Explaining the planet’s density while also explaining the apparent lack of water is a challenge Banerjee and colleagues will have to wrangle with, probably by gathering more data with different instruments on JWST, building new computer simulations, and finding out how the two line up.

What’s Next?

“It's great to throw ideas out there so we can think about them,” says Wogan. “It's hard to make definitive claims at this point with this data, but it will be an interesting one to keep track of in the next probably 3 years.”

Banerjee and colleagues are already planning to examine the planet at least twice more with JWST: once more with NIRSpec, in a different set of wavelengths, and once with the Near InfraRed Slitless Spectrograph (NIRISS). They’re also hoping the Space Telescope Science Institute, the organization that operates JWST and decides which astronomers get telescope time for which projects, will allocate some time for them to look at L98-59 in even longer infrared wavelengths with the Mid-InfraRed Instrument (MIRI).

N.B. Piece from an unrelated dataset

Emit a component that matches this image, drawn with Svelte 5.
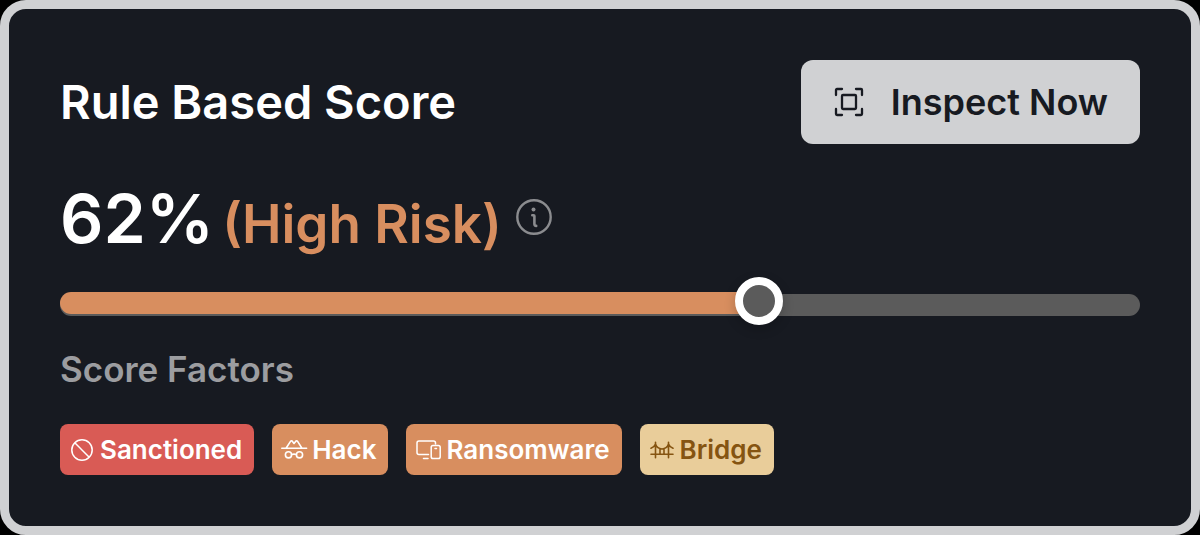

If Banerjee and colleagues do see the same signs of a dense sulfurous atmosphere around L98-59 with JWST’s other instruments, that would lend their idea a lot more weight, even as it pushes them to explain how such an atmosphere would fit into the puzzle of the planet’s density and the absence of water and other gases. It would also reveal something we’re already learning, bit by bit: the universe is a weird place, and it’s weird in a dazzling array of different ways.

“The rocky planets in the Solar System all have different atmospheric compositions,” write Banerjee and colleagues. “The study of such atmospheres in exoplanetary systems could unlock a rich diversity of unexplored chemistries.”